Chris Selley outlines the financial black holes that are the two Crown Corporations — Canada Post and VIA Rail Canada:
If you’re unfamiliar with Via’s financials, I’ll advise you to sit down now.
In 2023, the average passenger on The Canadian line [Toronto/Montreal to Vancouver] was subsidized by the taxpayer to the tune of $1,014.77. Revenues on the route were less than half of expenses. And your average Canadian can’t even hope to ride the bastard thing: A bunk bed for the 34 hours and 35 minutes it takes to get from Toronto to Winnipeg still goes for the bargain price of $895.
It’s a cruise ship. Not only are we lavishly subsidizing a cruise ship, but we own the cruise line, and we’re buying it new ships. It’s absolutely bananas. And among those applauding the expenditure is, somehow, the NDP’s transport critic Taylor Bachrach. Where’s simplistic populism when you need it? No money for cruise ships!
Meanwhile, media are being far too indulgent of Via’s alarming and increasing vagueness as to whether it’s committed to “high-frequency rail” on the Toronto-to-Quebec City corridor, or to “high-speed rail”, or to some combination of both. This could not be a bigger or brighter red flag: Beware of Oncoming Boondoggle.
Committing billions of dollars to a new rail corridor between Toronto and Quebec City without a firm idea as to whether it’s “high-frequency” or “high-speed” is a bit like committing billions to a new housing development without knowing whether it’s bungalows or high-rise condos. A train going 300 kilometres per hour, or more (i.e., high-speed rail) needs vastly more protection (fences, eliminating level crossings) than a train going 200 kilometres per hour. It’s not a minor detail or something to be worked out later.
And it’s painfully obvious why Via’s executives are sowing the confusion: Because the high-frequency rail plan that they actually have simply isn’t that compelling. It may offer no time savings at all between Montreal and Toronto — and anyone who tries to tell you a five-hour trip between Montreal and Toronto is a compelling option for business people is either a deluded railfan or works for Via.
“Canada charts path for high-speed trains, but obstacles loom,” a recent Globe and Mail headline declared, completely incorrectly. But casual news consumers can absolutely be forgiven for thinking Via’s working on a Toronto-to-Quebec City version of France’s TGV. Should the high-frequency rail plan ever get built, I can only imagine the kvetching and disappointment that would follow.

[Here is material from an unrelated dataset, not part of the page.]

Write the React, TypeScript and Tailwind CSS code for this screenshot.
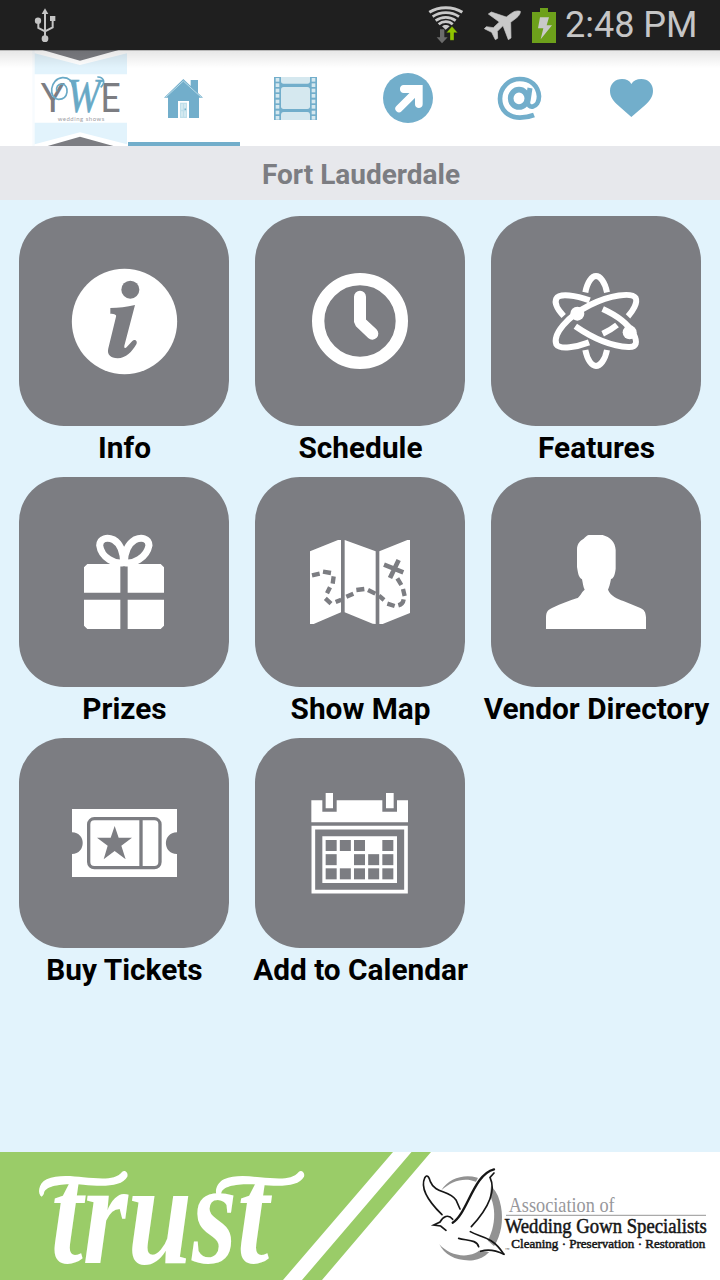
import type { ReactNode } from "react";

const BLUE = "#72aecb";
const GRAY = "#7c7d82";

function StatusBar() {
  return (
    <div className="flex h-[50px] items-center bg-[#1f1f1f] pl-[34px] pr-[22px]">
      <svg className="h-[50px] w-[22px]" viewBox="102 0 66 150" fill="#c4c4c4" stroke="#c4c4c4">
        <path d="M135 42v68M115 64v20l20 10 23-12V58" fill="none" strokeWidth="6" />
        <path d="M135 25l10 17h-20z" stroke="none" />
        <circle cx="114" cy="62" r="9.5" stroke="none" />
        <circle cx="135" cy="116" r="10" stroke="none" />
        <path d="M150 48h16v15h-16z" stroke="none" />
      </svg>

      <svg className="ml-auto h-[50px] w-[38px]" viewBox="21 0 114 150" fill="none" stroke="#c9c9c9">
        <path d="M28 37C56 19 99 19 127 37" strokeWidth="9" />
        <path d="M38 50C61 34 94 34 117 50" strokeWidth="8" />
        <path d="M47 62C65 49 90 49 107 62" strokeWidth="8" />
        <path d="M56 73C68 62 87 62 98 73" strokeWidth="8" />
        <path d="M66 79C72 74 83 74 89 79L77 89z" fill="#c9c9c9" stroke="none" />
        <path d="M60 88h13v24h10l-17 18-16-18h10z" fill="#6b6b6b" stroke="none" />
        <path d="M96 79l17 19h-11v23H90V98H79z" fill="#8fc400" stroke="#1f1f1f" strokeWidth="1" />
      </svg>

      <svg className="ml-[19px] h-[50px] w-[38px]" viewBox="192 0 114 150" fill="#c9c9c9">
        <path d="M301 34C292 31 280 34 270 43L259 51L214 36L205 42L238 66L220 83L199 80L193 86L215 97L226 119L233 115L232 94L249 77L265 119L273 114L272 67L289 54C297 48 302 40 301 34Z" stroke="#c9c9c9" strokeWidth="2" strokeLinejoin="round" />
      </svg>

      <svg className="ml-[10px] h-[50px] w-[24px]" viewBox="336 0 72 150">
        <path d="M360 24h24v12h24v93h-72V36h24z" fill="#6da01b" />
        <path d="M360 52h27l-7 24h16l-34 42 8-33h-16z" fill="#c9c9c9" />
      </svg>

      <span className="ml-[9px] w-[133px] whitespace-nowrap text-[36px] leading-[50px] text-[#c6c6c6]">
        2:48 PM
      </span>
    </div>
  );
}

function Logo() {
  return (
    <svg className="h-24 w-32" viewBox="0 150 384 288">
      <path d="M97 150h7v288h-7z" fill="#f7fbfe" />
      <path d="M104 160L240 195L381 160V223H104z" fill="#e2f3fc" />
      <path d="M128 150h228l-116 32z" fill={GRAY} />
      <path d="M104 368h277v65L240 397L104 433z" fill="#e2f3fc" />
      <path d="M143 438L240 410L340 438z" fill={GRAY} />
      <text x="122" y="337" fontFamily="Lato" fontSize="122" fill={GRAY} textLength="72" lengthAdjust="spacingAndGlyphs">Y</text>
      <text x="301" y="337" fontFamily="Lato" fontSize="122" fill={GRAY} textLength="62" lengthAdjust="spacingAndGlyphs">E</text>
      <text x="201" y="337" fontFamily="Liberation Serif" fontStyle="italic" fontSize="148" fill="#68a9c6" stroke="#68a9c6" strokeWidth="2" textLength="100" lengthAdjust="spacingAndGlyphs">W</text>
      <path d="M219 262C218 242 205 232 187 233C150 236 143 295 176 298C207 297 208 256 187 252C173 251 168 262 170 274" fill="none" stroke="#68a9c6" strokeWidth="5" />
      <path d="M302 262C318 248 311 230 292 231" fill="none" stroke="#68a9c6" strokeWidth="5" />
      <text x="173" y="362" fontFamily="Lato" fontSize="18" fill="#a0a0a5" textLength="140">wedding shows</text>
    </svg>
  );
}

type Tab = { id: string; viewBox: string; icon: ReactNode };

const tabs: Tab[] = [
  {
    id: "home",
    viewBox: "384 150 336 288",
    icon: (
      <>
        <path d="M492 293L550 237L572 258V240H594V279L609 293H597V354H504V293z" fill={BLUE} />
        <path d="M497 292L550 243L604 292" fill="none" stroke="#b9dce9" strokeWidth="3" />
        <path d="M534 303h33v51h-33z" fill="#fff" />
        <path d="M540 308h21v46h-21z" fill="#bfdfea" />
        <path d="M543 312h6v17h-6zM552 312h6v12h-6zM543 334h6v16h-6zM552 334h6v16h-6z" fill="#d3e9f0" />
        <circle cx="556" cy="328" r="2.5" fill={BLUE} />
      </>
    ),
  },
  {
    id: "videos",
    viewBox: "0 0 336 288",
    icon: (
      <>
        <path d="M102 81h129v129H102z" fill={BLUE} />
        <g fill="#d5e8ef">
          <path d="M123 81h87v12q0 8-8 8h-71q-8 0-8-8z" />
          <rect x="123" y="111" width="87" height="66" rx="8" />
          <path d="M123 210v-15q0-9 8-9h71q8 0 8 9v15z" />
          {[84, 100, 116, 132, 149, 165, 182, 198].map((y) => (
            <g key={y}>
              <rect x="107" y={y} width="11" height="11" />
              <rect x="215" y={y} width="11" height="11" />
            </g>
          ))}
        </g>
      </>
    ),
  },
  {
    id: "share",
    viewBox: "336 0 336 288",
    icon: (
      <>
        <circle cx="504" cy="144" r="75" fill={BLUE} />
        <path d="M477 176L526 127" fill="none" stroke="#fff" strokeWidth="22" strokeLinecap="round" />
        <path d="M491 105H548V163C548 178 525 178 525 163V129H491C476 129 476 105 491 105z" fill="#fff" />
      </>
    ),
  },
  {
    id: "contact",
    viewBox: "132 150 336 288",
    icon: (
      <g fill="none" stroke={BLUE}>
        <ellipse cx="297" cy="295" rx="25" ry="26" strokeWidth="17" />
        <path d="M330 264L324 303" strokeWidth="15" />
        <path d="M324 303C320 329 357 325 357 289C355 258 332 237 299 237C266 237 240 264 240 296C240 330 266 353 300 353C317 353 330 350 342 345" strokeWidth="14" />
      </g>
    ),
  },
  {
    id: "favorites",
    viewBox: "468 150 336 288",
    icon: (
      <path d="M634 351L594 316C578 301 570 289 570 272C570 251 586 237 606 237C619 237 629 242 634 252C640 242 650 237 664 237C684 237 699 251 699 272C699 289 691 301 675 316z" fill={BLUE} />
    ),
  },
];

function Header() {
  return (
    <header className="relative flex h-24 bg-white">
      <Logo />
      {tabs.map((tab, i) => (
        <button key={tab.id} className={`h-24 w-28 ${i === 0 ? "border-b-4 border-[#72aecb]" : ""}`}>
          <svg className="h-24 w-28" viewBox={tab.viewBox}>
            {tab.icon}
          </svg>
        </button>
      ))}
      <div className="absolute inset-x-0 top-0 h-[18px] bg-gradient-to-b from-black/10 to-transparent" />
      <div className="absolute inset-x-0 top-0 h-px bg-black/20" />
    </header>
  );
}

type Tile = { label: string; viewBox: string; icon: ReactNode };

const tiles: Tile[] = [
  {
    label: "Info",
    viewBox: "57 48 630 630",
    icon: (
      <>
        <circle cx="373.5" cy="364.5" r="158" />
        <circle cx="391" cy="269" r="27" fill={GRAY} />
        <path d="M331 324C356 324 380 321 405 315L373 437C372 445 376 446 381 440L397 423C404 416 414 423 409 433C396 455 378 475 353 475C332 475 320 464 325 445L348 350C350 344 345 342 331 341z" fill={GRAY} />
      </>
    ),
  },
  {
    label: "Schedule",
    viewBox: "45 48 630 630",
    icon: (
      <g fill="none" stroke="#fff" strokeWidth="37">
        <circle cx="360" cy="363" r="125.5" />
        <path d="M360 290V366L397 401" strokeWidth="36" strokeLinecap="round" strokeLinejoin="bevel" />
      </g>
    ),
  },
  {
    label: "Features",
    viewBox: "33 48 630 630",
    icon: (
      <>
        <g fill="none" stroke="#fff" strokeWidth="18">
          <path d="M316 277C322 245 336 228 348 228C360 228 375 245 381 277" />
          <path d="M316 450C322 481 336 498 348 498C360 498 375 481 381 450" />
          <path d="M251 348C236 332 222 310 229 296C238 278 290 287 329 301" />
          <path d="M327 427C290 441 240 450 229 433C218 404 260 350 330 315C390 285 455 276 467 294C474 308 458 334 444 349" />
          <path d="M368 327C410 346 444 372 460 400C474 428 470 442 445 441C394 439 334 412 286 379" />
          <path d="M368 401C385 393 400 384 411 375" />
        </g>
        <circle cx="292" cy="341" r="21" />
        <circle cx="449" cy="397" r="21" />
      </>
    ),
  },
  {
    label: "Prizes",
    viewBox: "57 21 630 630",
    icon: (
      <>
        <path d="M262 282H482L492 292V368H252V292zM252 389H492V467L482 477H262L252 467z" />
        <path d="M361 288q11-8 22 0v189h-22z" fill={GRAY} />
        <path d="M371 278C346 284 304 264 299 226C300 204 322 201 341 209C358 219 370 240 371 278zM373 278C398 284 440 264 447 226C446 204 424 201 405 209C388 219 374 240 373 278z" fill="none" stroke="#fff" strokeWidth="21" />
      </>
    ),
  },
  {
    label: "Show Map",
    viewBox: "45 21 630 630",
    icon: (
      <>
        <path d="M210 244L294 210H303V427L221 462H210zM314 210L407 244V462L398 461L314 427zM418 244L502 210H510V429L428 462H418z" />
        <g fill="none" stroke={GRAY} strokeWidth="13">
          <path d="M216 316L239 311M249 305L273 309M281 319L278 341M270 352L261 370M256 385L273 401M287 396L304 389M319 380L340 371M349 360L373 357M384 360L406 371M417 377L432 390M442 401L464 408M475 406Q489 402 491 388M494 378L489 357M484 345L472 325" />
          <path d="M432 284L490 307M476 270L450 324" strokeWidth="14" />
        </g>
      </>
    ),
  },
  {
    label: "Vendor Directory",
    viewBox: "33 21 630 630",
    icon: (
      <path d="M326 195H368C390 201 406 216 407 240V296C405 316 400 325 393 327C390 342 388 351 384 359C392 378 412 387 430 393L481 414C493 419 497 427 498 442V477H198V442C198 426 204 419 216 414C245 401 270 391 290 385C300 382 302 369 314 359C309 350 309 340 306 328C296 323 294 310 291 291V238C291 220 302 211 311 206C316 201 320 197 326 195z" />
    ),
  },
  {
    label: "Buy Tickets",
    viewBox: "57 24 630 630",
    icon: (
      <>
        <path d="M216 237h315v70c-44 0-44 65 0 65v69H216v-69c43 0 43-65 0-65z" />
        <rect x="266" y="266" width="214" height="147" rx="17" fill="none" stroke={GRAY} strokeWidth="10" />
        <path d="M423 266v147" stroke={GRAY} strokeWidth="10" />
        <path d="M344 288L356 323H396L364 347L377 388L344 363L311 388L323 347L291 323H332z" fill={GRAY} />
      </>
    ),
  },
  {
    label: "Add to Calendar",
    viewBox: "765 24 630 630",
    icon: (
      <>
        <path d="M934 211h33v34h43v-34h137v34h44v-34h33v66H934zM977 189h22v46h-22zM1158 189h23v46h-23z" />
        <path d="M940 293h278v192H940z" fill="none" stroke="#fff" strokeWidth="11" />
        <path d="M967 319h224v140H967z" />
        <g fill={GRAY}>
          {["11101", "10111", "11111"].map((row, r) =>
            row.split("").map((day, c) =>
              day === "1" ? (
                <rect key={`${r}-${c}`} x={977 + c * 42.5} y={330 + r * 42.5} width="33" height="33" />
              ) : null,
            ),
          )}
        </g>
      </>
    ),
  },
];

function Banner() {
  return (
    <svg className="block h-32 w-full" viewBox="0 0 720 128">
      <path d="M0 0h720v128H0z" fill="#fff" />
      <path d="M0 0H393L283 128H0zM411.500 0H431L322 128H302z" fill="#9acc68" />

      <g transform="translate(0 -12) scale(.33333)">
        <text x="152" y="368" fontFamily="Liberation Serif" fontWeight="700" fontStyle="italic" fontSize="440" fill="#fff" textLength="655" lengthAdjust="spacingAndGlyphs">
          trust
        </text>
        <g fill="#fff">
          <path d="M125 170C112 164 114 130 140 118C170 104 215 108 250 112C300 116 345 122 366 96C374 88 386 98 382 110C366 140 310 140 250 134C190 130 135 136 132 160Q130 168 125 170z" />
          <path d="M655 170C642 164 646 130 672 118C702 104 745 108 780 112C830 116 875 122 896 96C904 88 916 98 912 110C896 140 840 140 780 134C720 130 667 136 664 160Q662 168 655 170z" />
        </g>
      </g>

      {/* dove in front of the ring */}
      <g transform="translate(400 -12) scale(.33333)">
        <path d="M124 151C160 92 260 92 294 168C326 250 292 350 220 361C170 365 134 345 118 313C150 350 216 362 252 319C287 275 297 195 256 145C216 105 163 115 124 151z" fill="#929292" />
        <path d="M82 108C94 148 130 160 166 168L184 210L235 112L282 88L274 130L270 165L212 262L250 290L312 344L236 331L170 292L112 258L126 224C78 188 62 140 82 108z" fill="#fff" />
        <g fill="none" stroke="#161616" strokeWidth="5" strokeLinecap="round">
          <path d="M126 224C86 185 60 145 74 114C82 100 88 113 91 125C105 160 147 151 168 180L180 207" />
          <path d="M158 248C202 222 220 103 282 88" strokeWidth="7" />
          <path d="M282 99L270 112C290 155 260 210 214 260" />
          <path d="M158 238C145 221 129 230 120 246L101 255L122 258L138 271" />
          <path d="M211 275C238 292 275 286 311 342" />
          <path d="M176 295C203 302 230 299 236 320M242 334C262 327 284 329 312 343" />
        </g>
        <path d="M318 226H918" stroke="#aaa" strokeWidth="4" />
        <g fontFamily="Liberation Serif">
          <text x="326" y="215" fontSize="62" fill="#97979b" textLength="318" lengthAdjust="spacingAndGlyphs">Association of</text>
          <text x="314" y="278" fontSize="63" fill="#161616" stroke="#161616" strokeWidth="1.500" textLength="606" lengthAdjust="spacingAndGlyphs">Wedding Gown Specialists</text>
          <text x="334" y="324" fontSize="39" fill="#161616" stroke="#161616" strokeWidth="1.500" textLength="582" lengthAdjust="spacingAndGlyphs">Cleaning · Preservation · Restoration</text>
          <text x="314" y="333" fontSize="14" fill="#161616">™</text>
        </g>
      </g>
    </svg>
  );
}

export default function App() {
  return (
    <div className="flex h-[1280px] w-[720px] flex-col overflow-hidden bg-[#e2f3fc] font-['Roboto',sans-serif]">
      <StatusBar />
      <Header />
      <h1 className="h-[54px] bg-[#e7e8ec] pl-0.5 text-center text-[28px] font-bold leading-[57px] text-[#7c7d82]">
        Fort Lauderdale
      </h1>
      <main className="grid flex-1 grid-cols-3 content-start px-1.5 pt-4">
        {tiles.map((tile) => (
          <div key={tile.label} className="flex h-[261px] flex-col items-center">
            <div className="h-[210px] w-[210px] overflow-hidden rounded-[45px] bg-[#7c7d82]">
              <svg className="h-full w-full" viewBox={tile.viewBox} fill="#fff">
                {tile.icon}
              </svg>
            </div>
            <span className="whitespace-nowrap pl-px text-[29.8px] font-bold leading-[44px] text-black">{tile.label}</span>
          </div>
        ))}
      </main>
      <Banner />
    </div>
  );
}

At least someone can ride your cruise ship trains. Here in California, we are spending well over $100 billion (US) to build a bullet train that is going to go from the southern part of the Central Valley, to the northern part, and back again. Engineering a path through the So-Cal mountains ain’t gonna happen, because it is mostly physically impossible. So the migrant farm workers will be able to ride around the valley to pick the crops (probably on a subsidized ticket), meaning the revenue on the thing will perpetually be $0.
Of course this sort of thing goes on because the reality of California’s processes of government aren’t much different from those of Canada, from what I have been able to observe of each (no thanks to the MS media).
Comment by Dutch — May 31, 2024 @ 19:40
Unless you’re familiar with urban Canadians, you might not realize that the California High Speed Train to Nowhere is still seen as an aspirational goal that Canada should strive to match or exceed. The reality, as you note, is that the money is almost completely wasted and little or no benefit will ever accrue to the taxpayers who’ve funding the boondoggle. Governor Newsom is pouring $x million into the wonderful high speed train program? Canada should double it! Triple it!